Pakistan to close Chaman border with Afghanistan amid COVID-19 outbreak

F.P. Report

QUETTA: Pakistan will close its border with Afghanistan from March 2 in wake of the coronavirus outbreak in the region.

The Pak-Afghan border at Chaman will remain closed for seven days “in order to prevent the spread of coronavirus on both sides of the border in the best interest of the people of the brotherly countries”, said a notification issued by the Ministry of Interior on Saturday.

“During the period, necessary measures will be taken to safeguard the health of the people of both countries,” it added.
The move comes after Pakistan confirmed at least four novel coronavirus cases. The patients had recently traveled to Iran as part of large groups of pilgrims from Shia community.

Authorities shut schools in the southern province of Sindh, including the country’s largest city Karachi where the first case was reported, and the southwestern province of Baluchistan, which borders Iran. They also began to trace nearly 8,000 pilgrims who recently returned to the country from Iran.

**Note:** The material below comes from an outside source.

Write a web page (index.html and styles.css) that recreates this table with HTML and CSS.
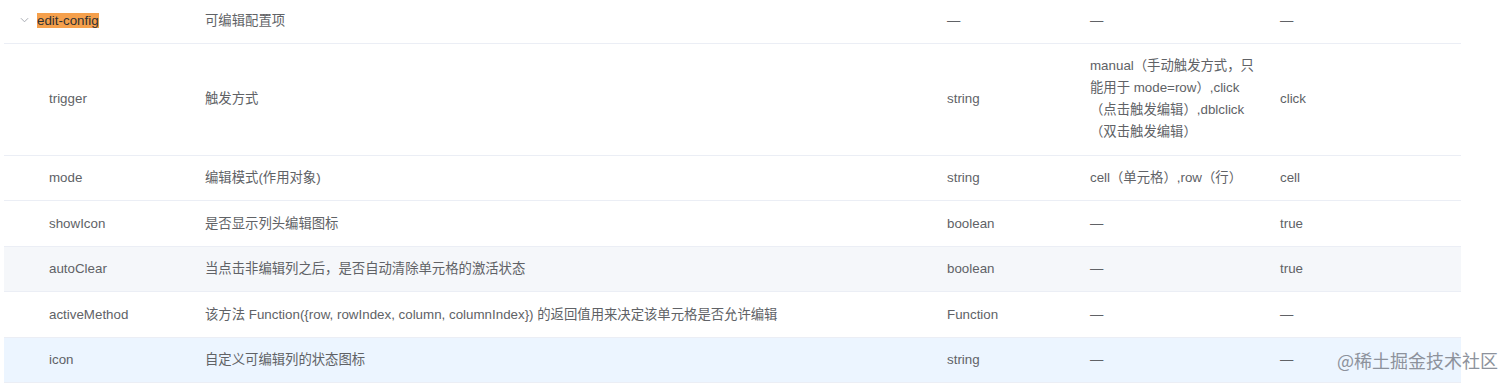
FILE: index.html
```html
<!DOCTYPE html>
<html lang="zh-CN">
<head>
<meta charset="utf-8">
<title>edit-config</title>
<link rel="stylesheet" href="styles.css">
</head>
<body>
<div class="page">
  <table class="api-table">
    <colgroup>
      <col class="c-name">
      <col class="c-desc">
      <col class="c-type">
      <col class="c-values">
      <col class="c-default">
    </colgroup>
    <tbody>
      <tr class="row">
        <td class="cell"><span class="expand"><svg viewBox="0 0 10 6" width="9" height="6"><path d="M1 1 L5 5 L9 1" fill="none" stroke="#a8abb2" stroke-width="1.1"/></svg></span><span class="hl">edit-config</span></td>
        <td class="cell">可编辑配置项</td>
        <td class="cell">—</td>
        <td class="cell">—</td>
        <td class="cell">—</td>
      </tr>
      <tr class="row">
        <td class="cell"><span class="indent">trigger</span></td>
        <td class="cell">触发方式</td>
        <td class="cell">string</td>
        <td class="cell cell-multi">manual（手动触发方式，只能用于 mode=row）,click（点击触发编辑）,dblclick（双击触发编辑）</td>
        <td class="cell">click</td>
      </tr>
      <tr class="row">
        <td class="cell"><span class="indent">mode</span></td>
        <td class="cell">编辑模式(作用对象)</td>
        <td class="cell">string</td>
        <td class="cell">cell（单元格）,row（行）</td>
        <td class="cell">cell</td>
      </tr>
      <tr class="row">
        <td class="cell"><span class="indent">showIcon</span></td>
        <td class="cell">是否显示列头编辑图标</td>
        <td class="cell">boolean</td>
        <td class="cell">—</td>
        <td class="cell">true</td>
      </tr>
      <tr class="row row-stripe">
        <td class="cell"><span class="indent">autoClear</span></td>
        <td class="cell">当点击非编辑列之后，是否自动清除单元格的激活状态</td>
        <td class="cell">boolean</td>
        <td class="cell">—</td>
        <td class="cell">true</td>
      </tr>
      <tr class="row">
        <td class="cell"><span class="indent">activeMethod</span></td>
        <td class="cell">该方法 Function({row, rowIndex, column, columnIndex}) 的返回值用来决定该单元格是否允许编辑</td>
        <td class="cell">Function</td>
        <td class="cell">—</td>
        <td class="cell">—</td>
      </tr>
      <tr class="row row-current">
        <td class="cell"><span class="indent">icon</span></td>
        <td class="cell">自定义可编辑列的状态图标</td>
        <td class="cell">string</td>
        <td class="cell">—</td>
        <td class="cell">—</td>
      </tr>
    </tbody>
  </table>
  <div class="watermark">@稀土掘金技术社区</div>
</div>
</body>
</html>
```

FILE: styles.css
```css
html, body {
  margin: 0;
  padding: 0;
  background: #ffffff;
  overflow: hidden;
}

.page {
  position: relative;
  width: 1512px;
  height: 388px;
  overflow: hidden;
  font-family: "Liberation Sans", Arial, "Noto Sans CJK SC", sans-serif;
  font-size: 13.35px;
  color: #606266;
}

.api-table {
  margin: -2px 0 0 4px;
  width: 1457px;
  table-layout: fixed;
  border-collapse: collapse;
  border-spacing: 0;
}

.c-name { width: 191px; }
.c-desc { width: 742px; }
.c-type { width: 143px; }
.c-values { width: 190px; }
.c-default { width: 191px; }

.row {
  border-bottom: 1px solid #ebeef5;
}

.row-stripe { background: #f5f7fa; }
.row-current { background: #ecf5ff; }

.cell {
  padding: 11.5px 10px;
  line-height: 21.5px;
  vertical-align: middle;
  word-break: break-all;
  text-align: left;
}

.cell-multi {
  line-height: 22px;
}

.expand {
  display: inline-block;
  width: 20px;
  margin-right: 3px;
  text-align: center;
  vertical-align: middle;
  line-height: 0;
  position: relative;
  top: -1px;
}

.hl {
  background: #f5a04c;
  color: #303133;
}

.indent {
  padding-left: 35px;
}

.watermark {
  position: absolute;
  right: 14px;
  top: 348px;
  font-size: 18px;
  line-height: 24px;
  color: #8d929c;
  font-family: "Noto Sans CJK SC", sans-serif;
}
```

The authorities kept more than 200 of the pilgrims in quarantine at the Taftan border and stepped up scanning measures at airports and other border crossing, including western Afghanistan, said government health adviser Dr Zafar Mirza.

Global outbreak

China reported a fresh spike in coronavirus infections on Sunday, as President Donald Trump urged calm after the first death on US soil and Australia registered its first fatality.

The virus has spread to more than 60 countries around the globe, prompting the World Health Organization to raise its risk assessment to its highest level.

Worldwide, nearly 3,000 people have been killed and about 87,000 infected since the virus was first detected late last year in the central Chinese city of Wuhan.

China on Sunday reported 573 new infections, the highest figure in a week after a dip. All but three of them were in Hubei province, of which Wuhan is the capital.

While the numbers in China are still far lower than the huge daily increases reported during the first two weeks of February, COVID-19 has spread rapidly across borders, with South Korea, Italy and Iran emerging as hotspots.